• **Task objective**
Reproduce the records exactly.

• **Data lines**
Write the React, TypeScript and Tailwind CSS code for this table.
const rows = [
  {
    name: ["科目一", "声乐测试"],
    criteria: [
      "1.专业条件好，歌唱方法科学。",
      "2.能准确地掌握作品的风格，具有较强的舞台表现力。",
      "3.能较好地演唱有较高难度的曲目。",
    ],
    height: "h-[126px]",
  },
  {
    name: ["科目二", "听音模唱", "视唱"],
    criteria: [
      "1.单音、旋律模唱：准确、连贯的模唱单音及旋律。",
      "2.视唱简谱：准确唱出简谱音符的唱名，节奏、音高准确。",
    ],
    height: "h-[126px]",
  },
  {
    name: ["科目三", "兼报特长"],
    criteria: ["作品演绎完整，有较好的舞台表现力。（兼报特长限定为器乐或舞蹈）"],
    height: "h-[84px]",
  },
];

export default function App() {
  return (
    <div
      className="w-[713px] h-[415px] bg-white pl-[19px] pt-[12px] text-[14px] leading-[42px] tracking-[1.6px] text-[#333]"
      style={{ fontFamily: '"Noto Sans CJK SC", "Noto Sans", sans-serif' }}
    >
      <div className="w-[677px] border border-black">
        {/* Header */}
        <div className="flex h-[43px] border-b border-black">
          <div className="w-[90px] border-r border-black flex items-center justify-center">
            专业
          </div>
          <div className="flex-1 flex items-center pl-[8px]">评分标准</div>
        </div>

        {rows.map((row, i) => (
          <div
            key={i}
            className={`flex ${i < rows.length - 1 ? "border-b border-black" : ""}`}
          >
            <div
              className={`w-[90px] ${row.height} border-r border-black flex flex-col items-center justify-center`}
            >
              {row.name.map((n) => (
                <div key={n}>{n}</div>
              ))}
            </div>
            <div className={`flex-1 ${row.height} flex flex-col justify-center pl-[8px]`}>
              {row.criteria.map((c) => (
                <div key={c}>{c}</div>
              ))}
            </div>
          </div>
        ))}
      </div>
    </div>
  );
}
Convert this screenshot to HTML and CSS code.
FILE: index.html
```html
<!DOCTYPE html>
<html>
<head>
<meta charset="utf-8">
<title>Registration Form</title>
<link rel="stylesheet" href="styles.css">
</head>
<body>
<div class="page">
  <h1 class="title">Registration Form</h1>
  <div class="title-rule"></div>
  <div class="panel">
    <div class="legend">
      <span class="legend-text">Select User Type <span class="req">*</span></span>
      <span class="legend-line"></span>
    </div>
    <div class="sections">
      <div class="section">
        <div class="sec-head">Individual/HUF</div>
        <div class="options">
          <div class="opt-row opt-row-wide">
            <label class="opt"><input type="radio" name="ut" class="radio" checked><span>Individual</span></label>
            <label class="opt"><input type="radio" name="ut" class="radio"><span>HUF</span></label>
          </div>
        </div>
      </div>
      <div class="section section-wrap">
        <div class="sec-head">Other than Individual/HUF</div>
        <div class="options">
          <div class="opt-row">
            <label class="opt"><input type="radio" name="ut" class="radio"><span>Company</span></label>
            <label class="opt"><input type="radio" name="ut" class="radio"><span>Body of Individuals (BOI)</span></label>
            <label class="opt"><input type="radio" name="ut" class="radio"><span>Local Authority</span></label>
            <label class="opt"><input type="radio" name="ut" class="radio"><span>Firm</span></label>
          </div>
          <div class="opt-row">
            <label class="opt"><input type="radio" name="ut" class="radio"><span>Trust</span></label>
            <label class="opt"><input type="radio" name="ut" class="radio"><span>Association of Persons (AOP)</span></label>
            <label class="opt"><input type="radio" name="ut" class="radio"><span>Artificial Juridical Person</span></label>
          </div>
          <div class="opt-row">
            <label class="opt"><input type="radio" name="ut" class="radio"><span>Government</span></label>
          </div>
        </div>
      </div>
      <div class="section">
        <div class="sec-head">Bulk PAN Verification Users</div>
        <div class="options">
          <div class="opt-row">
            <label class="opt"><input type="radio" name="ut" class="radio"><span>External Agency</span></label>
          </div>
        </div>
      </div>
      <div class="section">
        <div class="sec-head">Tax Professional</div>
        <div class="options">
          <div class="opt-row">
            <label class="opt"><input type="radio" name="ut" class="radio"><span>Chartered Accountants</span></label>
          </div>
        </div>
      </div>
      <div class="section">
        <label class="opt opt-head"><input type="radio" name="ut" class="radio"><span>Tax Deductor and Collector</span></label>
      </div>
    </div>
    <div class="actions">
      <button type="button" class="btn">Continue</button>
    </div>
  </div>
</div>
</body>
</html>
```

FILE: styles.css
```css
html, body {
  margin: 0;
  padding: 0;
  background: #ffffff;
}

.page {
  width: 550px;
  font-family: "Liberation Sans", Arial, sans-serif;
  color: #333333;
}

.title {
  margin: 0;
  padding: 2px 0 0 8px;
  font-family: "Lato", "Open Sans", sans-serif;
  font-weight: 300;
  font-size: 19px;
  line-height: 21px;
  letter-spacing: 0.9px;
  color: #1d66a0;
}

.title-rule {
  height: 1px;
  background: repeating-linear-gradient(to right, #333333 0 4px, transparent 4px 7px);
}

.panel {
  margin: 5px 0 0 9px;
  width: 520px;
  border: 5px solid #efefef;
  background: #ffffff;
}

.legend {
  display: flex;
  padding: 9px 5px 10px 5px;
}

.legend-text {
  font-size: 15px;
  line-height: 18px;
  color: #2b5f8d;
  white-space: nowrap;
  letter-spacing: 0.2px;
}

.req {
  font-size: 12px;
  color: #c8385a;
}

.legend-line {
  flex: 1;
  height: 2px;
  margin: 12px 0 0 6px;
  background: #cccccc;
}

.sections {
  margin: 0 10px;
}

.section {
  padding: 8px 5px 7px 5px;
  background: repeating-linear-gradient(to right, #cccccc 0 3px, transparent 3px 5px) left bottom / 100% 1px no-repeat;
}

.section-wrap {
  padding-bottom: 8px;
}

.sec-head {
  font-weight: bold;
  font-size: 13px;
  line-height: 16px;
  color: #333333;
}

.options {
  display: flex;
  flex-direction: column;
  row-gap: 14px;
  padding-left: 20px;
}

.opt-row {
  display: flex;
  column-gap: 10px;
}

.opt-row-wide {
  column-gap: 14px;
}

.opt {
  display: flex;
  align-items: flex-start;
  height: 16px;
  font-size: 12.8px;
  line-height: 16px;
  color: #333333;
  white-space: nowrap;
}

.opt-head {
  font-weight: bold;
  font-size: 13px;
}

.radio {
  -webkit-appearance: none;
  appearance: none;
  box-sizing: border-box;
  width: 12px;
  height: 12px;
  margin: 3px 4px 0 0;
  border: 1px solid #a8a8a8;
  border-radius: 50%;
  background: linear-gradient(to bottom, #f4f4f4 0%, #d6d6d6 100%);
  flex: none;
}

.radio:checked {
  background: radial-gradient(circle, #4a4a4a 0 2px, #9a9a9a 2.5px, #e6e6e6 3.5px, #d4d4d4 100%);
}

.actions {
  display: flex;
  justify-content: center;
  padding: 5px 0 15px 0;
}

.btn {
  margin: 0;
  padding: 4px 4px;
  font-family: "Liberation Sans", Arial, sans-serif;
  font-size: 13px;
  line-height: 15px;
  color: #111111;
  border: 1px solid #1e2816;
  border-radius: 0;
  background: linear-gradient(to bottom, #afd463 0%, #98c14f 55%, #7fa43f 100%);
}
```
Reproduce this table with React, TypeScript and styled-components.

• **Answer below**
Write the React, TypeScript and Tailwind CSS code for this table.
const rows = [
  {
    name: ["科目一", "声乐测试"],
    criteria: [
      "1.专业条件好，歌唱方法科学。",
      "2.能准确地掌握作品的风格，具有较强的舞台表现力。",
      "3.能较好地演唱有较高难度的曲目。",
    ],
    height: "h-[126px]",
  },
  {
    name: ["科目二", "听音模唱", "视唱"],
    criteria: [
      "1.单音、旋律模唱：准确、连贯的模唱单音及旋律。",
      "2.视唱简谱：准确唱出简谱音符的唱名，节奏、音高准确。",
    ],
    height: "h-[126px]",
  },
  {
    name: ["科目三", "兼报特长"],
    criteria: ["作品演绎完整，有较好的舞台表现力。（兼报特长限定为器乐或舞蹈）"],
    height: "h-[84px]",
  },
];

export default function App() {
  return (
    <div
      className="w-[713px] h-[415px] bg-white pl-[19px] pt-[12px] text-[14px] leading-[42px] tracking-[1.6px] text-[#333]"
      style={{ fontFamily: '"Noto Sans CJK SC", "Noto Sans", sans-serif' }}
    >
      <div className="w-[677px] border border-black">
        {/* Header */}
        <div className="flex h-[43px] border-b border-black">
          <div className="w-[90px] border-r border-black flex items-center justify-center">
            专业
          </div>
          <div className="flex-1 flex items-center pl-[8px]">评分标准</div>
        </div>

        {rows.map((row, i) => (
          <div
            key={i}
            className={`flex ${i < rows.length - 1 ? "border-b border-black" : ""}`}
          >
            <div
              className={`w-[90px] ${row.height} border-r border-black flex flex-col items-center justify-center`}
            >
              {row.name.map((n) => (
                <div key={n}>{n}</div>
              ))}
            </div>
            <div className={`flex-1 ${row.height} flex flex-col justify-center pl-[8px]`}>
              {row.criteria.map((c) => (
                <div key={c}>{c}</div>
              ))}
            </div>
          </div>
        ))}
      </div>
    </div>
  );
}
Convert this screenshot to HTML and CSS code.
FILE: index.html
```html
<!DOCTYPE html>
<html>
<head>
<meta charset="utf-8">
<title>Registration Form</title>
<link rel="stylesheet" href="styles.css">
</head>
<body>
<div class="page">
  <h1 class="title">Registration Form</h1>
  <div class="title-rule"></div>
  <div class="panel">
    <div class="legend">
      <span class="legend-text">Select User Type <span class="req">*</span></span>
      <span class="legend-line"></span>
    </div>
    <div class="sections">
      <div class="section">
        <div class="sec-head">Individual/HUF</div>
        <div class="options">
          <div class="opt-row opt-row-wide">
            <label class="opt"><input type="radio" name="ut" class="radio" checked><span>Individual</span></label>
            <label class="opt"><input type="radio" name="ut" class="radio"><span>HUF</span></label>
          </div>
        </div>
      </div>
      <div class="section section-wrap">
        <div class="sec-head">Other than Individual/HUF</div>
        <div class="options">
          <div class="opt-row">
            <label class="opt"><input type="radio" name="ut" class="radio"><span>Company</span></label>
            <label class="opt"><input type="radio" name="ut" class="radio"><span>Body of Individuals (BOI)</span></label>
            <label class="opt"><input type="radio" name="ut" class="radio"><span>Local Authority</span></label>
            <label class="opt"><input type="radio" name="ut" class="radio"><span>Firm</span></label>
          </div>
          <div class="opt-row">
            <label class="opt"><input type="radio" name="ut" class="radio"><span>Trust</span></label>
            <label class="opt"><input type="radio" name="ut" class="radio"><span>Association of Persons (AOP)</span></label>
            <label class="opt"><input type="radio" name="ut" class="radio"><span>Artificial Juridical Person</span></label>
          </div>
          <div class="opt-row">
            <label class="opt"><input type="radio" name="ut" class="radio"><span>Government</span></label>
          </div>
        </div>
      </div>
      <div class="section">
        <div class="sec-head">Bulk PAN Verification Users</div>
        <div class="options">
          <div class="opt-row">
            <label class="opt"><input type="radio" name="ut" class="radio"><span>External Agency</span></label>
          </div>
        </div>
      </div>
      <div class="section">
        <div class="sec-head">Tax Professional</div>
        <div class="options">
          <div class="opt-row">
            <label class="opt"><input type="radio" name="ut" class="radio"><span>Chartered Accountants</span></label>
          </div>
        </div>
      </div>
      <div class="section">
        <label class="opt opt-head"><input type="radio" name="ut" class="radio"><span>Tax Deductor and Collector</span></label>
      </div>
    </div>
    <div class="actions">
      <button type="button" class="btn">Continue</button>
    </div>
  </div>
</div>
</body>
</html>
```

FILE: styles.css
```css
html, body {
  margin: 0;
  padding: 0;
  background: #ffffff;
}

.page {
  width: 550px;
  font-family: "Liberation Sans", Arial, sans-serif;
  color: #333333;
}

.title {
  margin: 0;
  padding: 2px 0 0 8px;
  font-family: "Lato", "Open Sans", sans-serif;
  font-weight: 300;
  font-size: 19px;
  line-height: 21px;
  letter-spacing: 0.9px;
  color: #1d66a0;
}

.title-rule {
  height: 1px;
  background: repeating-linear-gradient(to right, #333333 0 4px, transparent 4px 7px);
}

.panel {
  margin: 5px 0 0 9px;
  width: 520px;
  border: 5px solid #efefef;
  background: #ffffff;
}

.legend {
  display: flex;
  padding: 9px 5px 10px 5px;
}

.legend-text {
  font-size: 15px;
  line-height: 18px;
  color: #2b5f8d;
  white-space: nowrap;
  letter-spacing: 0.2px;
}

.req {
  font-size: 12px;
  color: #c8385a;
}

.legend-line {
  flex: 1;
  height: 2px;
  margin: 12px 0 0 6px;
  background: #cccccc;
}

.sections {
  margin: 0 10px;
}

.section {
  padding: 8px 5px 7px 5px;
  background: repeating-linear-gradient(to right, #cccccc 0 3px, transparent 3px 5px) left bottom / 100% 1px no-repeat;
}

.section-wrap {
  padding-bottom: 8px;
}

.sec-head {
  font-weight: bold;
  font-size: 13px;
  line-height: 16px;
  color: #333333;
}

.options {
  display: flex;
  flex-direction: column;
  row-gap: 14px;
  padding-left: 20px;
}

.opt-row {
  display: flex;
  column-gap: 10px;
}

.opt-row-wide {
  column-gap: 14px;
}

.opt {
  display: flex;
  align-items: flex-start;
  height: 16px;
  font-size: 12.8px;
  line-height: 16px;
  color: #333333;
  white-space: nowrap;
}

.opt-head {
  font-weight: bold;
  font-size: 13px;
}

.radio {
  -webkit-appearance: none;
  appearance: none;
  box-sizing: border-box;
  width: 12px;
  height: 12px;
  margin: 3px 4px 0 0;
  border: 1px solid #a8a8a8;
  border-radius: 50%;
  background: linear-gradient(to bottom, #f4f4f4 0%, #d6d6d6 100%);
  flex: none;
}

.radio:checked {
  background: radial-gradient(circle, #4a4a4a 0 2px, #9a9a9a 2.5px, #e6e6e6 3.5px, #d4d4d4 100%);
}

.actions {
  display: flex;
  justify-content: center;
  padding: 5px 0 15px 0;
}

.btn {
  margin: 0;
  padding: 4px 4px;
  font-family: "Liberation Sans", Arial, sans-serif;
  font-size: 13px;
  line-height: 15px;
  color: #111111;
  border: 1px solid #1e2816;
  border-radius: 0;
  background: linear-gradient(to bottom, #afd463 0%, #98c14f 55%, #7fa43f 100%);
}
```
Reproduce this table with React, TypeScript and styled-components.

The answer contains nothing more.